● Aim of the exercise: Copy out each line of the material below that holds the string "draws".

[Interface markup and scripts]
============
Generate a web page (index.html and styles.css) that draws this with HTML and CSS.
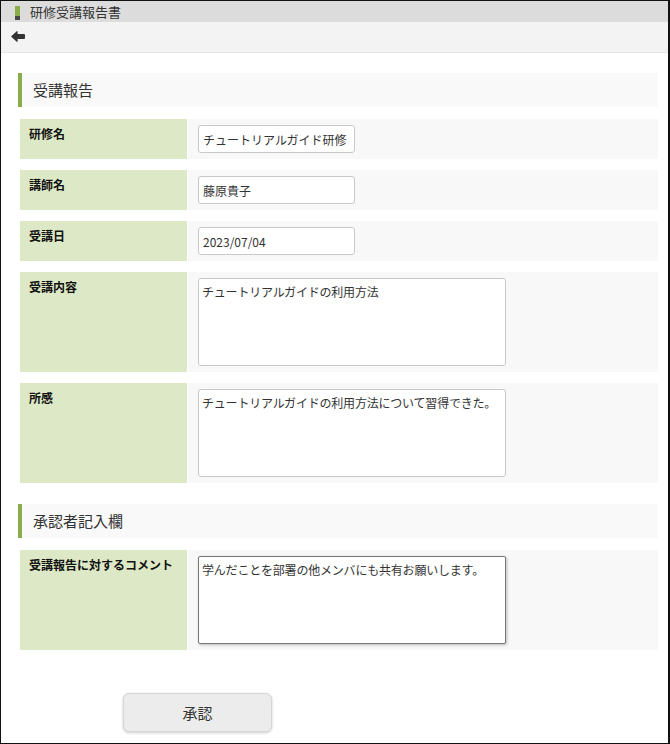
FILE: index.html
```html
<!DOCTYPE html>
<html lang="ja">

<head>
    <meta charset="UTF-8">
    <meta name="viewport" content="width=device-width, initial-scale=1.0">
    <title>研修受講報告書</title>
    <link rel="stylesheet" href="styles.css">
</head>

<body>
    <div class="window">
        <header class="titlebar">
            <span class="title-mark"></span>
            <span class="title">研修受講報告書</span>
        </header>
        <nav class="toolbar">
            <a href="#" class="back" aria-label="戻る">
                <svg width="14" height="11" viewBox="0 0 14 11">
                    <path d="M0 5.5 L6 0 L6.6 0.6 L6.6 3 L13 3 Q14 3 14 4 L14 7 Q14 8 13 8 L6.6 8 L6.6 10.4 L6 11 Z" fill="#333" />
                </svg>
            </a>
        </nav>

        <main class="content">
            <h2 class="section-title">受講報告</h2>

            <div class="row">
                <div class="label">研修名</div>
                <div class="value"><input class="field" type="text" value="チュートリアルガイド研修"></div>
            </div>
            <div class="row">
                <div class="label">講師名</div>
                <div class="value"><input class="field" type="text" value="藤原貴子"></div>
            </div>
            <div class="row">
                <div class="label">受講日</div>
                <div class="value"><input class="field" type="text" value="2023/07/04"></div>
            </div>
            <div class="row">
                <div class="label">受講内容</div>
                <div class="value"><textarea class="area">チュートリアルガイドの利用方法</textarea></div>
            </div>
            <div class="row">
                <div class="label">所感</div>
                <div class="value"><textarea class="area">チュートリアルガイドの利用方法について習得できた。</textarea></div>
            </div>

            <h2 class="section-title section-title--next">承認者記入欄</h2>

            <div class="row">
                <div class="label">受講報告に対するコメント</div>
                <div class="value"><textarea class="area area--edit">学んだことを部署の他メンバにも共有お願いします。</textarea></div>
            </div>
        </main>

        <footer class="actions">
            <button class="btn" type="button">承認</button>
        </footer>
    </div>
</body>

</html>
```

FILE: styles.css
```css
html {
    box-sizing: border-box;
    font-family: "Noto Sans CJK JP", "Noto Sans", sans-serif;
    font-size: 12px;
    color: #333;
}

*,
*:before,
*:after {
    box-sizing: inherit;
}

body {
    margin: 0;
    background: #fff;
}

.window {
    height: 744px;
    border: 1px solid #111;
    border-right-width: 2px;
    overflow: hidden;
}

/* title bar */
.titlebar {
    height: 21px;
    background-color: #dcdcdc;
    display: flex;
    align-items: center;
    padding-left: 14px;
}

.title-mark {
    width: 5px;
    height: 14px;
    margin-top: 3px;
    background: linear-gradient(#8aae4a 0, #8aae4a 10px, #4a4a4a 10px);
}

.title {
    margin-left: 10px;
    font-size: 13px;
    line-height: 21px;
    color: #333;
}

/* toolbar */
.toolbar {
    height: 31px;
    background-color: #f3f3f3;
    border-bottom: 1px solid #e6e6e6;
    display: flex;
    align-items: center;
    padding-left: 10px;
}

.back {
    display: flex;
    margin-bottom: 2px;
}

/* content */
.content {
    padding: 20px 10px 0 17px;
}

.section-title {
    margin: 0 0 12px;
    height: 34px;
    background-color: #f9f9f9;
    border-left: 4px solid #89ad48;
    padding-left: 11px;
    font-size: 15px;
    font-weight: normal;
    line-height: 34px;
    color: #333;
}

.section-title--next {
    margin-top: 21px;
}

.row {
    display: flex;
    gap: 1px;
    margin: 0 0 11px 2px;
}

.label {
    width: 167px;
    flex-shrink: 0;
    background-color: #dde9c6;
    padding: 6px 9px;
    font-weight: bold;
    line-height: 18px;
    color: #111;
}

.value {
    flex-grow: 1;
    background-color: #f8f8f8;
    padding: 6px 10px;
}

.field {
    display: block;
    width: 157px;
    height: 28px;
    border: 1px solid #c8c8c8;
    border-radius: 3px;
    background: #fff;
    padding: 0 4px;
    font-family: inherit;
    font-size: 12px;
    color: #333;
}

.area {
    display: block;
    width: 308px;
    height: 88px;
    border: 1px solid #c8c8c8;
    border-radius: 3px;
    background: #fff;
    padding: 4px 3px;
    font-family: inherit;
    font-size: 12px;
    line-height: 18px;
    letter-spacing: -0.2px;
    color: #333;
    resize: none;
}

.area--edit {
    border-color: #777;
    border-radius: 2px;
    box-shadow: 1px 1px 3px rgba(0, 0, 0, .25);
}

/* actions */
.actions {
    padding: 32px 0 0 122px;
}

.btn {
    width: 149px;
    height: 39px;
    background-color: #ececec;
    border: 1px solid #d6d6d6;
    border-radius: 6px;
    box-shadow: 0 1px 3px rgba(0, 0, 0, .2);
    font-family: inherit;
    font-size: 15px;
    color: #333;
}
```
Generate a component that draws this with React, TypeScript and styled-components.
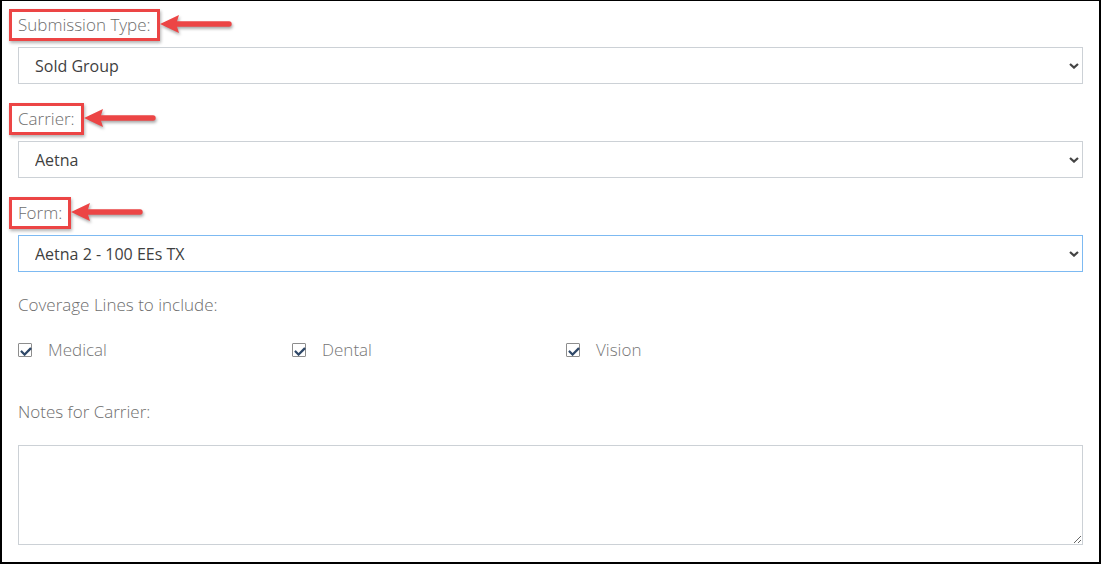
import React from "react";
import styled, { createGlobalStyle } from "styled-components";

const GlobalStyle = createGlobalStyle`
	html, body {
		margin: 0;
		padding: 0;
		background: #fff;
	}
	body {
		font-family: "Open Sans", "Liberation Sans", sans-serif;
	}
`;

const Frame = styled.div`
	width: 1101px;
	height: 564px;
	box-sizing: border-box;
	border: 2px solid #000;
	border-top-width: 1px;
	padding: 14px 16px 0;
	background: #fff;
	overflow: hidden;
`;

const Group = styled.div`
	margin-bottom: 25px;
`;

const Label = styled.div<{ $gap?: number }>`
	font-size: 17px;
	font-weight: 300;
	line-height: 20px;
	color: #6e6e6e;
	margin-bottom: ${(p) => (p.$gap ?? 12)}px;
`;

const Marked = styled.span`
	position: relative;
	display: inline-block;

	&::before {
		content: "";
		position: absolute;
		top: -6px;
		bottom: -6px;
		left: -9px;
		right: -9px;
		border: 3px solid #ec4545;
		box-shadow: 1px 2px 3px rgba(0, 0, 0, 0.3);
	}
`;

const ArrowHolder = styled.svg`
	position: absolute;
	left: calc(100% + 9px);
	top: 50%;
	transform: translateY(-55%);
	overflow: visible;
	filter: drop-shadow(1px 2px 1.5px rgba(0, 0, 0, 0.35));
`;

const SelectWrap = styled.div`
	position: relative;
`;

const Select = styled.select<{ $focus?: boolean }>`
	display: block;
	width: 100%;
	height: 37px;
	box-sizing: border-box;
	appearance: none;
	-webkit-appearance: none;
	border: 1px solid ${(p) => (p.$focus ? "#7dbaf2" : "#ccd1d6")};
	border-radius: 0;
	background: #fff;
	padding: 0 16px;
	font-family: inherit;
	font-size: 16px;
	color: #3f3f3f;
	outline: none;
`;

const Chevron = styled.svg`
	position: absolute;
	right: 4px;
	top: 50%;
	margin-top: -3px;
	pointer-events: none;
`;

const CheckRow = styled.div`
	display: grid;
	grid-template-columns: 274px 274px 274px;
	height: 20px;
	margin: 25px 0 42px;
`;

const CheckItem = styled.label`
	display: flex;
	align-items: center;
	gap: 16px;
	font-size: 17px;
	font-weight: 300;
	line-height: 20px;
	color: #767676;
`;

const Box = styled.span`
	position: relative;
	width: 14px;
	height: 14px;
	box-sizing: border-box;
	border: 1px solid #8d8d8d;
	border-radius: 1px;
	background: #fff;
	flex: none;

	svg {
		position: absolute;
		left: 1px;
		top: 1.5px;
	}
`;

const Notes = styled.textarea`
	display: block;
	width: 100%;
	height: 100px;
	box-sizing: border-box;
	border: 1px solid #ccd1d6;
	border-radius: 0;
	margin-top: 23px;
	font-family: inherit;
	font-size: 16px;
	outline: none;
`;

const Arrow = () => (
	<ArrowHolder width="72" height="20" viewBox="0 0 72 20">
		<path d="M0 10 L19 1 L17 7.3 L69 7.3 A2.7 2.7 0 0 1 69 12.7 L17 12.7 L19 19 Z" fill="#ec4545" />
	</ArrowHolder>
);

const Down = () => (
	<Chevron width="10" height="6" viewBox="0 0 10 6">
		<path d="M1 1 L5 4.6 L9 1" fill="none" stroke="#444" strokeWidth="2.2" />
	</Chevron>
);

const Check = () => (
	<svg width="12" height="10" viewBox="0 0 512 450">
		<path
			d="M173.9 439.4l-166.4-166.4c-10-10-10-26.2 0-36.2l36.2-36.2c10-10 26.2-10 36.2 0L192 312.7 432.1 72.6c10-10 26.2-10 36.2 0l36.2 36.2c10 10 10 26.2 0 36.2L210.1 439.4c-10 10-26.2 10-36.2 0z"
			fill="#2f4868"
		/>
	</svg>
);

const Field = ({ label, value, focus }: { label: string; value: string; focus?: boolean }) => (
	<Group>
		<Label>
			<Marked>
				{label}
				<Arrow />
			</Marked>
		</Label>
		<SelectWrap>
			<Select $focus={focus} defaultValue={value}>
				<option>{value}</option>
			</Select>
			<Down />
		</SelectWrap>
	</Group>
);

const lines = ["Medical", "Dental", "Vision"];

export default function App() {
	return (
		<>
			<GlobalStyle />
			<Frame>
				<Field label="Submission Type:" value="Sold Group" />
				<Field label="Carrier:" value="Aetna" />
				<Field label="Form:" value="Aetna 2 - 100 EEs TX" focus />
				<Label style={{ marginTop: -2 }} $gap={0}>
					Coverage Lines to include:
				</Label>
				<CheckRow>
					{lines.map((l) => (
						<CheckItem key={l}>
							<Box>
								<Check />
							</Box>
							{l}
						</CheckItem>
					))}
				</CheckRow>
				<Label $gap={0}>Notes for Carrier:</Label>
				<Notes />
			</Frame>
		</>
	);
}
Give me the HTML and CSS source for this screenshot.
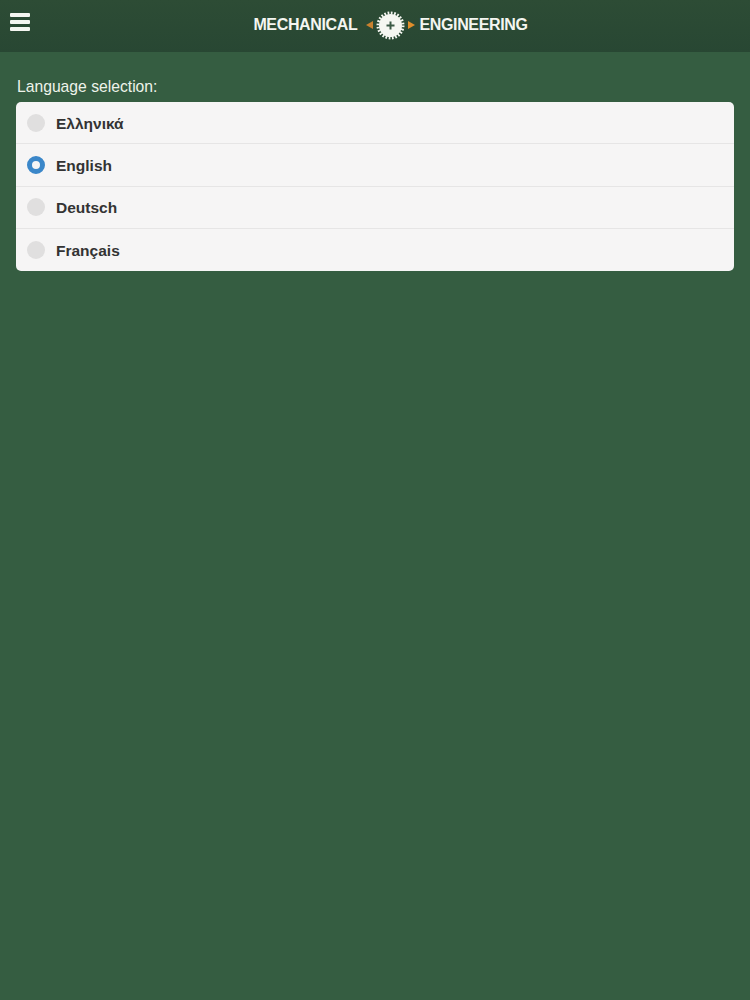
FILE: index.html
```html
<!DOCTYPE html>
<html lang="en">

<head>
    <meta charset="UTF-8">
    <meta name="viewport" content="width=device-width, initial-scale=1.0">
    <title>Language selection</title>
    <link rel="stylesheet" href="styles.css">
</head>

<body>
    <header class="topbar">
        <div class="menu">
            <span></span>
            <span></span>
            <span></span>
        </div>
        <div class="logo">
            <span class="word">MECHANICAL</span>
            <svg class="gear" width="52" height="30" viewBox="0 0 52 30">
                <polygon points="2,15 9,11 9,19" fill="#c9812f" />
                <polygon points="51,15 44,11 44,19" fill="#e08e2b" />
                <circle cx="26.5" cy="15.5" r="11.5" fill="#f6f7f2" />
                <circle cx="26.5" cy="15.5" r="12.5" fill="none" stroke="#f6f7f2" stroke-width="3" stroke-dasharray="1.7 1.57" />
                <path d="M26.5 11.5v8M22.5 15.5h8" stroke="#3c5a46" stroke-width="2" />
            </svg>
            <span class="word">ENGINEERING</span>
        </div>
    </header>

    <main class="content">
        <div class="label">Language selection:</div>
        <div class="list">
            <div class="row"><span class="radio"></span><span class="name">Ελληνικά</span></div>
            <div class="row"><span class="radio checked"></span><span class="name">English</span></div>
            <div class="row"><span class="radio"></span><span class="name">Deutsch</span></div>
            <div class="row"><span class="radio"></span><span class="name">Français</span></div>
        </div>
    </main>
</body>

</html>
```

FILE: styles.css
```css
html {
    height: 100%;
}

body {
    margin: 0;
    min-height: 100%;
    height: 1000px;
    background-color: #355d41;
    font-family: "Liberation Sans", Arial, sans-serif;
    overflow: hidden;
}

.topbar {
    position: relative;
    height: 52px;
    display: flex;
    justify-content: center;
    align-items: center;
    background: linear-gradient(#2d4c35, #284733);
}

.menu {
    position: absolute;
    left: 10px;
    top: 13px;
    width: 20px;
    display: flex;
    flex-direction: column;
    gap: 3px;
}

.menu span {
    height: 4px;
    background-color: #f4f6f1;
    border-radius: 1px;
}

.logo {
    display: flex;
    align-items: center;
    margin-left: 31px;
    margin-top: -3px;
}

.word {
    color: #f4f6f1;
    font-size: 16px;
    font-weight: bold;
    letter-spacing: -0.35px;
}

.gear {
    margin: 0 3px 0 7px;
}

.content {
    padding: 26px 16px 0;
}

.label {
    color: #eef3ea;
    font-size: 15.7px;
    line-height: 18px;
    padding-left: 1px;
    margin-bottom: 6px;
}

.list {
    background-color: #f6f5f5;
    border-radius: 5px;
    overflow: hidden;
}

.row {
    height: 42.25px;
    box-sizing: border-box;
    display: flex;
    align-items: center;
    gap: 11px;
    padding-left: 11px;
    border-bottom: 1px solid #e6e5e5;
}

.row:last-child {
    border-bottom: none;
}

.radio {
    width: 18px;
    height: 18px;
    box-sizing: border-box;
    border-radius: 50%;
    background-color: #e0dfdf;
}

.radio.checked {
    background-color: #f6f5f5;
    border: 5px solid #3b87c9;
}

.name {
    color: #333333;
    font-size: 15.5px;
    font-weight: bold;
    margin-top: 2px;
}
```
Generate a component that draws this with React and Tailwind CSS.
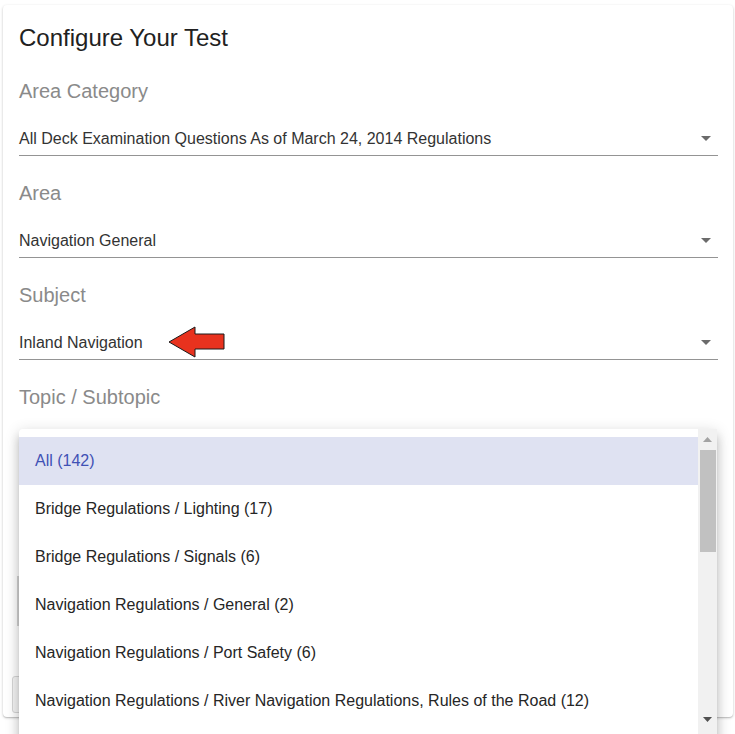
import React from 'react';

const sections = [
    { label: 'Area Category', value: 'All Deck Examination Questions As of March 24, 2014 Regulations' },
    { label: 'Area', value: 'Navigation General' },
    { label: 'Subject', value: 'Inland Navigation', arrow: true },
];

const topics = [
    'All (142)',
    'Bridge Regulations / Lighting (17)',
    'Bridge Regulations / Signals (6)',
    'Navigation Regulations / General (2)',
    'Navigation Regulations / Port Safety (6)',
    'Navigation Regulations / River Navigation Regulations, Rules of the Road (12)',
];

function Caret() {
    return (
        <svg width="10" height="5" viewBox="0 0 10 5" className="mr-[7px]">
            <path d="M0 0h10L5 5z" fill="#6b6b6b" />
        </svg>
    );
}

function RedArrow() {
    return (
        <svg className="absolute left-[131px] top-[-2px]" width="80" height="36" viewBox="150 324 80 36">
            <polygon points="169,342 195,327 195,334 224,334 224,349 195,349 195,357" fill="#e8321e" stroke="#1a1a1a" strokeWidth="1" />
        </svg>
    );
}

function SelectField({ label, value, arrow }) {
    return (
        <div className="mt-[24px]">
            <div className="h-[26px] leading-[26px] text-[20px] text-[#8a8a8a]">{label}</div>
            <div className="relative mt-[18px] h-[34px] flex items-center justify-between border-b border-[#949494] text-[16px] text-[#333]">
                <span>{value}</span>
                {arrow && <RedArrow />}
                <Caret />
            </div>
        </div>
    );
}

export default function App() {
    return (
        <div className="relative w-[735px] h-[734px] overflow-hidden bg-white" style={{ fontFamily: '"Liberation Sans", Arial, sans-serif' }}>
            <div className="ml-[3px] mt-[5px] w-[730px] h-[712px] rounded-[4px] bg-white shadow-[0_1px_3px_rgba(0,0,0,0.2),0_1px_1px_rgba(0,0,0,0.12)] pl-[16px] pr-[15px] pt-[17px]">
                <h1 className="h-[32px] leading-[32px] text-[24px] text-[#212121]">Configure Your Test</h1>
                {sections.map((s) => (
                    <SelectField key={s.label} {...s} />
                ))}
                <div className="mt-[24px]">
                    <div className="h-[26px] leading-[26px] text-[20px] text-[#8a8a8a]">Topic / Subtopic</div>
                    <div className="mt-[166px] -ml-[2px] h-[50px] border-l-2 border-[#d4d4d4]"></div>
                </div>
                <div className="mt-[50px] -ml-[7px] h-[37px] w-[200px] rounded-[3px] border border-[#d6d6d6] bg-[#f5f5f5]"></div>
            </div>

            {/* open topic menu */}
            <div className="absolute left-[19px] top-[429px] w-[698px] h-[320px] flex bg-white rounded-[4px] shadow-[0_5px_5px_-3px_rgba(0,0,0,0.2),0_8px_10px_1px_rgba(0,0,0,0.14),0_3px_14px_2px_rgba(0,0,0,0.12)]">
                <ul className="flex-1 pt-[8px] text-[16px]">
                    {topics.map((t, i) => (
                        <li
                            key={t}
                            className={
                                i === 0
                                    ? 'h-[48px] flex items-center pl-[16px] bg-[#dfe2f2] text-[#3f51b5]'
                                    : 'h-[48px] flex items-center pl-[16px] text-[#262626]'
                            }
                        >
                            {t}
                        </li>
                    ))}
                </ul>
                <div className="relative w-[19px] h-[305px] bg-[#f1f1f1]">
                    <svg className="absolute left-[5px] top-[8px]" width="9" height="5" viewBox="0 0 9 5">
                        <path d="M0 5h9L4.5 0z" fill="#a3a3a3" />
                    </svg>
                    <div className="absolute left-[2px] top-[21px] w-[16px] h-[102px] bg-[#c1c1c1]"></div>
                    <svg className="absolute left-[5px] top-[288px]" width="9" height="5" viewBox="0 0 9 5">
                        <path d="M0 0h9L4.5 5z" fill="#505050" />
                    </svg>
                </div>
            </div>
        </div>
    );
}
============
● Answer for the task:
Generate a web page (index.html and styles.css) that draws this with HTML and CSS.
Generate a component that draws this with React, TypeScript and styled-components.
Generate a component that draws this with React and Tailwind CSS.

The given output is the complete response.